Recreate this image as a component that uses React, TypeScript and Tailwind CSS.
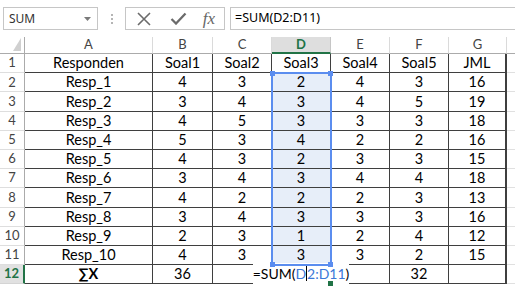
import React from "react";

const rows: (string | number)[][] = [
  ["Responden", "Soal1", "Soal2", "Soal3", "Soal4", "Soal5", "JML"],
  ["Resp_1", 4, 3, 2, 4, 3, 16],
  ["Resp_2", 3, 4, 3, 4, 5, 19],
  ["Resp_3", 4, 5, 3, 3, 3, 18],
  ["Resp_4", 5, 3, 4, 2, 2, 16],
  ["Resp_5", 4, 3, 2, 3, 3, 15],
  ["Resp_6", 3, 4, 3, 4, 4, 18],
  ["Resp_7", 4, 2, 2, 2, 3, 13],
  ["Resp_8", 3, 4, 3, 3, 3, 16],
  ["Resp_9", 2, 3, 1, 2, 4, 12],
  ["Resp_10", 4, 3, 3, 3, 2, 15],
  ["∑X", 36, "", "", "", 32, ""],
];

const letters = ["A", "B", "C", "D", "E", "F", "G"];

const FormulaBar: React.FC = () => {
  return (
    <div className="flex h-[37px] items-start pt-[7px] pl-[3px] font-['Noto_Sans',sans-serif]">
      <div className="flex h-[23px] w-[95px] items-center justify-between border border-[#c6c6c6] pl-[5px] pr-[6px] text-[12px] text-[#333]">
        <span>SUM</span>
        <svg width="7" height="4" viewBox="0 0 7 4">
          <path d="M0 0h7L3.5 4z" fill="#7a7a7a" />
        </svg>
      </div>

      <div className="flex h-[23px] w-[27px] flex-col items-center justify-center gap-[2px]">
        <span className="h-[2px] w-[2px] bg-[#b5b5b5]" />
        <span className="h-[2px] w-[2px] bg-[#b5b5b5]" />
        <span className="h-[2px] w-[2px] bg-[#b5b5b5]" />
      </div>

      <div className="flex h-[23px] w-[100px] items-center border border-[#c6c6c6]">
        <div className="flex w-[36px] justify-center">
          <svg width="14" height="14" viewBox="0 0 14 14">
            <path d="M1 1l12 12M13 1L1 13" stroke="#6b6b6b" strokeWidth="1.6" />
          </svg>
        </div>
        <div className="flex w-[32px] justify-center">
          <svg width="17" height="13" viewBox="0 0 17 13">
            <path d="M1.5 7l4.5 4.5L15.5 1.5" stroke="#6b6b6b" strokeWidth="2.3" fill="none" />
          </svg>
        </div>
        <div className="flex w-[30px] justify-center font-['Liberation_Serif',serif] text-[17px] italic leading-none text-[#666]">
          fx
        </div>
      </div>

      <div className="ml-[5px] flex h-[23px] flex-1 items-center border border-r-0 border-[#c6c6c6] pl-[4px] text-[12.5px] text-black">
        =SUM(D2:D11)
      </div>
    </div>
  );
};

const Corner: React.FC = () => (
  <div className="relative border-r border-b border-[#ababab]">
    <svg className="absolute right-[3px] bottom-[2px]" width="8" height="13" viewBox="0 0 8 13">
      <path d="M8 0v13H0z" fill="#d0d0d0" />
    </svg>
  </div>
);

const ColHeader: React.FC<{ label: string; active?: boolean }> = ({ label, active }) =>
  active ? (
    <div className="flex items-center justify-center border-r border-b-2 border-r-[#c6c6c6] border-b-[#217346] bg-[#dedede] pt-[1px] text-[13px] font-bold text-[#217346]">
      {label}
    </div>
  ) : (
    <div className="flex items-center justify-center border-r border-b border-r-[#dadada] border-b-[#ababab] text-[13px] text-[#444]">
      {label}
    </div>
  );

const RowHeader: React.FC<{ n: number; active?: boolean }> = ({ n, active }) =>
  active ? (
    <div className="flex items-center justify-center border-r-2 border-b border-r-[#217346] border-b-[#d4d4d4] bg-[#e1e1e1] text-[13px] font-bold text-[#217346]">
      {n}
    </div>
  ) : (
    <div className="flex items-center justify-center border-r border-b border-r-[#ababab] border-b-[#dedede] text-[13px] text-[#444]">
      {n}
    </div>
  );

const Editor: React.FC = () => (
  <div className="relative flex items-center justify-center border-r border-b-2 border-r-[#3f3f3f] border-b-[#217346]">
    <span className="flex items-center bg-white text-[14px] whitespace-nowrap">
      =SUM(<span className="text-[#3c78d8]">D</span>
      <span className="h-[15px] w-[1px] bg-black" />
      <span className="text-[#3c78d8]">2:D11</span>)
    </span>
    <span className="absolute -right-[3px] -bottom-[4px] h-[5px] w-[5px] bg-[#217346]" />
  </div>
);

export default function App() {
  return (
    <div className="h-[286px] w-[515px] overflow-hidden bg-white font-['Lato',sans-serif]">
      <FormulaBar />

      <div className="relative grid grid-cols-[25px_128px_60px_59px_59px_59px_59px_58px_1fr] grid-rows-[17px_repeat(12,19.2px)]">
        <Corner />
        {letters.map((l) => (
          <ColHeader key={l} label={l} active={l === "D"} />
        ))}
        <div className="border-b border-[#ababab]" />

        {rows.map((row, r) => (
          <React.Fragment key={r}>
            <RowHeader n={r + 1} active={r === 11} />
            {row.map((v, c) => {
              if (r === 11 && c === 3) {
                return <Editor key={c} />;
              }
              const sel = c === 3 && r >= 1 && r <= 10;
              const last = c === 6;
              return (
                <div
                  key={c}
                  className={
                    "flex items-center justify-center border-b border-[#3f3f3f] text-[14.5px] text-black " +
                    (last ? "border-r-2 " : "border-r ") +
                    (sel ? "bg-[#e7eef9] " : "") +
                    (r === 11 && c === 0 ? "font-bold" : "")
                  }
                >
                  {v}
                </div>
              );
            })}
            <div className="border-b border-[#e0e0e0]" />
          </React.Fragment>
        ))}

        {/* formula range highlight D2:D11 */}
        <div className="pointer-events-none absolute top-[35.2px] left-[270.5px] h-[194px] w-[61.5px] border-2 border-[#5b8def]">
          <span className="absolute -top-[3px] -left-[3px] h-[5px] w-[5px] bg-[#5b8def]" />
          <span className="absolute -top-[3px] -right-[3px] h-[5px] w-[5px] bg-[#5b8def]" />
          <span className="absolute -bottom-[3px] -left-[3px] h-[5px] w-[5px] bg-[#5b8def]" />
          <span className="absolute -right-[3px] -bottom-[3px] h-[5px] w-[5px] bg-[#5b8def]" />
        </div>
      </div>
    </div>
  );
}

● ● ● ● ●

§ Stated task: Exclude the pictures. Write out the remaining data exactly.

§ Complete answer:
Recreate this image as a component that uses React, TypeScript and Tailwind CSS.
import React from "react";

const rows: (string | number)[][] = [
  ["Responden", "Soal1", "Soal2", "Soal3", "Soal4", "Soal5", "JML"],
  ["Resp_1", 4, 3, 2, 4, 3, 16],
  ["Resp_2", 3, 4, 3, 4, 5, 19],
  ["Resp_3", 4, 5, 3, 3, 3, 18],
  ["Resp_4", 5, 3, 4, 2, 2, 16],
  ["Resp_5", 4, 3, 2, 3, 3, 15],
  ["Resp_6", 3, 4, 3, 4, 4, 18],
  ["Resp_7", 4, 2, 2, 2, 3, 13],
  ["Resp_8", 3, 4, 3, 3, 3, 16],
  ["Resp_9", 2, 3, 1, 2, 4, 12],
  ["Resp_10", 4, 3, 3, 3, 2, 15],
  ["∑X", 36, "", "", "", 32, ""],
];

const letters = ["A", "B", "C", "D", "E", "F", "G"];

const FormulaBar: React.FC = () => {
  return (
    <div className="flex h-[37px] items-start pt-[7px] pl-[3px] font-['Noto_Sans',sans-serif]">
      <div className="flex h-[23px] w-[95px] items-center justify-between border border-[#c6c6c6] pl-[5px] pr-[6px] text-[12px] text-[#333]">
        <span>SUM</span>
        <svg width="7" height="4" viewBox="0 0 7 4">
          <path d="M0 0h7L3.5 4z" fill="#7a7a7a" />
        </svg>
      </div>

      <div className="flex h-[23px] w-[27px] flex-col items-center justify-center gap-[2px]">
        <span className="h-[2px] w-[2px] bg-[#b5b5b5]" />
        <span className="h-[2px] w-[2px] bg-[#b5b5b5]" />
        <span className="h-[2px] w-[2px] bg-[#b5b5b5]" />
      </div>

      <div className="flex h-[23px] w-[100px] items-center border border-[#c6c6c6]">
        <div className="flex w-[36px] justify-center">
          <svg width="14" height="14" viewBox="0 0 14 14">
            <path d="M1 1l12 12M13 1L1 13" stroke="#6b6b6b" strokeWidth="1.6" />
          </svg>
        </div>
        <div className="flex w-[32px] justify-center">
          <svg width="17" height="13" viewBox="0 0 17 13">
            <path d="M1.5 7l4.5 4.5L15.5 1.5" stroke="#6b6b6b" strokeWidth="2.3" fill="none" />
          </svg>
        </div>
        <div className="flex w-[30px] justify-center font-['Liberation_Serif',serif] text-[17px] italic leading-none text-[#666]">
          fx
        </div>
      </div>

      <div className="ml-[5px] flex h-[23px] flex-1 items-center border border-r-0 border-[#c6c6c6] pl-[4px] text-[12.5px] text-black">
        =SUM(D2:D11)
      </div>
    </div>
  );
};

const Corner: React.FC = () => (
  <div className="relative border-r border-b border-[#ababab]">
    <svg className="absolute right-[3px] bottom-[2px]" width="8" height="13" viewBox="0 0 8 13">
      <path d="M8 0v13H0z" fill="#d0d0d0" />
    </svg>
  </div>
);

const ColHeader: React.FC<{ label: string; active?: boolean }> = ({ label, active }) =>
  active ? (
    <div className="flex items-center justify-center border-r border-b-2 border-r-[#c6c6c6] border-b-[#217346] bg-[#dedede] pt-[1px] text-[13px] font-bold text-[#217346]">
      {label}
    </div>
  ) : (
    <div className="flex items-center justify-center border-r border-b border-r-[#dadada] border-b-[#ababab] text-[13px] text-[#444]">
      {label}
    </div>
  );

const RowHeader: React.FC<{ n: number; active?: boolean }> = ({ n, active }) =>
  active ? (
    <div className="flex items-center justify-center border-r-2 border-b border-r-[#217346] border-b-[#d4d4d4] bg-[#e1e1e1] text-[13px] font-bold text-[#217346]">
      {n}
    </div>
  ) : (
    <div className="flex items-center justify-center border-r border-b border-r-[#ababab] border-b-[#dedede] text-[13px] text-[#444]">
      {n}
    </div>
  );

const Editor: React.FC = () => (
  <div className="relative flex items-center justify-center border-r border-b-2 border-r-[#3f3f3f] border-b-[#217346]">
    <span className="flex items-center bg-white text-[14px] whitespace-nowrap">
      =SUM(<span className="text-[#3c78d8]">D</span>
      <span className="h-[15px] w-[1px] bg-black" />
      <span className="text-[#3c78d8]">2:D11</span>)
    </span>
    <span className="absolute -right-[3px] -bottom-[4px] h-[5px] w-[5px] bg-[#217346]" />
  </div>
);

export default function App() {
  return (
    <div className="h-[286px] w-[515px] overflow-hidden bg-white font-['Lato',sans-serif]">
      <FormulaBar />

      <div className="relative grid grid-cols-[25px_128px_60px_59px_59px_59px_59px_58px_1fr] grid-rows-[17px_repeat(12,19.2px)]">
        <Corner />
        {letters.map((l) => (
          <ColHeader key={l} label={l} active={l === "D"} />
        ))}
        <div className="border-b border-[#ababab]" />

        {rows.map((row, r) => (
          <React.Fragment key={r}>
            <RowHeader n={r + 1} active={r === 11} />
            {row.map((v, c) => {
              if (r === 11 && c === 3) {
                return <Editor key={c} />;
              }
              const sel = c === 3 && r >= 1 && r <= 10;
              const last = c === 6;
              return (
                <div
                  key={c}
                  className={
                    "flex items-center justify-center border-b border-[#3f3f3f] text-[14.5px] text-black " +
                    (last ? "border-r-2 " : "border-r ") +
                    (sel ? "bg-[#e7eef9] " : "") +
                    (r === 11 && c === 0 ? "font-bold" : "")
                  }
                >
                  {v}
                </div>
              );
            })}
            <div className="border-b border-[#e0e0e0]" />
          </React.Fragment>
        ))}

        {/* formula range highlight D2:D11 */}
        <div className="pointer-events-none absolute top-[35.2px] left-[270.5px] h-[194px] w-[61.5px] border-2 border-[#5b8def]">
          <span className="absolute -top-[3px] -left-[3px] h-[5px] w-[5px] bg-[#5b8def]" />
          <span className="absolute -top-[3px] -right-[3px] h-[5px] w-[5px] bg-[#5b8def]" />
          <span className="absolute -bottom-[3px] -left-[3px] h-[5px] w-[5px] bg-[#5b8def]" />
          <span className="absolute -right-[3px] -bottom-[3px] h-[5px] w-[5px] bg-[#5b8def]" />
        </div>
      </div>
    </div>
  );
}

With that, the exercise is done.